Check each line of the data for "this" and select those that have it.

▸ Data to use:
** START **
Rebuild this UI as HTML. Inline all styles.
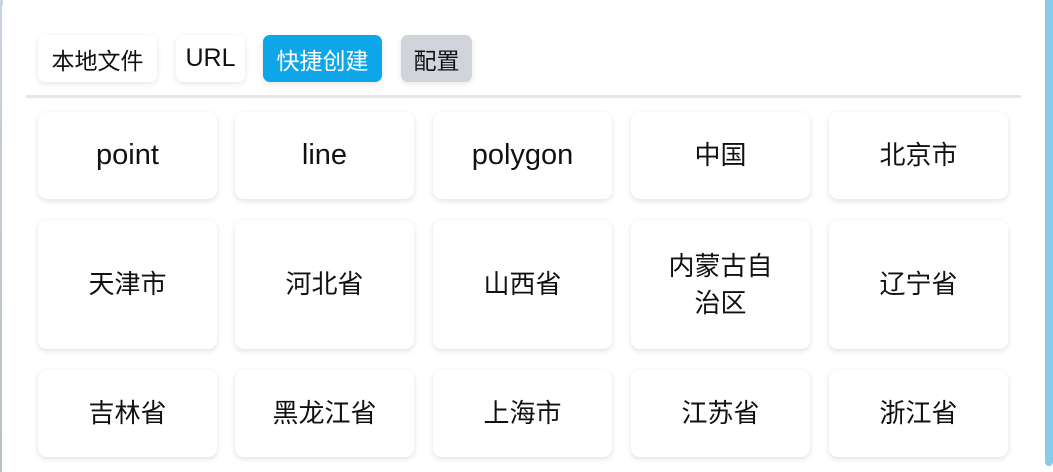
<!DOCTYPE html>
<html><head><meta charset="utf-8"><style>
*{box-sizing:border-box;margin:0;padding:0}
html,body{width:1053px;height:472px;overflow:hidden;background:#fff}
body{position:relative;font-family:"Liberation Sans","Noto Sans CJK SC",sans-serif;color:#111}
.edge{position:absolute;left:0;top:0;width:3px;height:472px;background:linear-gradient(#c8d3e0,#b7c2c4)}
.strip{position:absolute;left:1045px;top:0;width:8px;height:466px;background:#87cbe6;border-radius:0 0 4px 4px}
.panel{position:absolute;left:2px;top:0;width:1043px;height:472px;background:#fff;border-radius:8px 8px 0 0}
.tab{position:absolute;top:35px;height:47px;border-radius:7px;font-size:23px;display:flex;align-items:center;justify-content:center;box-shadow:0 2px 6px rgba(0,0,0,.1);background:#fff}
.div{position:absolute;left:26px;top:95px;width:995px;height:3px;background:#e5e7eb}
.card{position:absolute;width:179px;background:#fff;border-radius:9px;box-shadow:0 2px 6px rgba(0,0,0,.12);display:flex;align-items:center;justify-content:center;text-align:center;font-size:26px;line-height:37px}
.l{font-size:29px}
</style></head><body>
<div class="edge"></div>
<div class="panel"></div>
<div class="strip"></div>
<div class="tab" style="left:38px;width:119px">本地文件</div>
<div class="tab" style="left:176px;width:69px;font-size:25px">URL</div>
<div class="tab" style="left:263px;width:119px;background:#0ea5e9;color:#fff">快捷创建</div>
<div class="tab" style="left:401px;width:71px;background:#d1d5db">配置</div>
<div class="div"></div>

<div class="card l" style="left:38px;top:112px;height:87px">point</div>
<div class="card l" style="left:235px;top:112px;height:87px">line</div>
<div class="card l" style="left:433px;top:112px;height:87px">polygon</div>
<div class="card" style="left:631px;top:112px;height:87px">中国</div>
<div class="card" style="left:829px;top:112px;height:87px">北京市</div>

<div class="card" style="left:38px;top:220px;height:129px">天津市</div>
<div class="card" style="left:235px;top:220px;height:129px">河北省</div>
<div class="card" style="left:433px;top:220px;height:129px">山西省</div>
<div class="card" style="left:631px;top:220px;height:129px;padding:0 30px">内蒙古自治区</div>
<div class="card" style="left:829px;top:220px;height:129px">辽宁省</div>

<div class="card" style="left:38px;top:370px;height:87px">吉林省</div>
<div class="card" style="left:235px;top:370px;height:87px">黑龙江省</div>
<div class="card" style="left:433px;top:370px;height:87px">上海市</div>
<div class="card" style="left:631px;top:370px;height:87px">江苏省</div>
<div class="card" style="left:829px;top:370px;height:87px">浙江省</div>
</body></html>
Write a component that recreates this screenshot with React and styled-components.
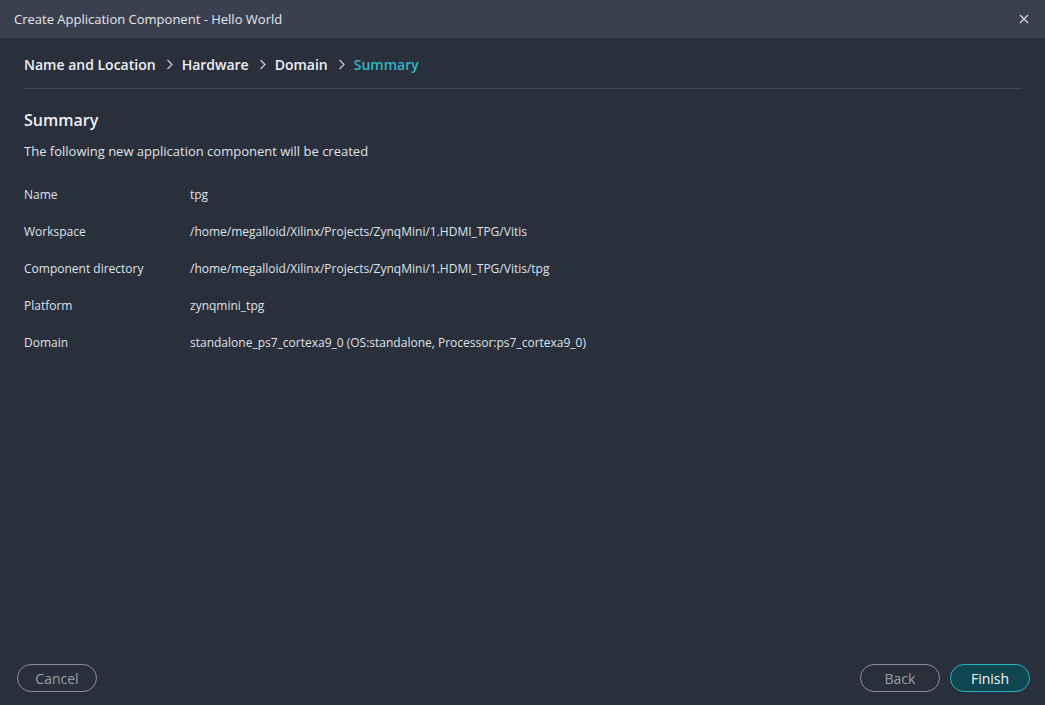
** END **
▸ Result:
Rebuild this UI as HTML. Inline all styles.
Write a component that recreates this screenshot with React and styled-components.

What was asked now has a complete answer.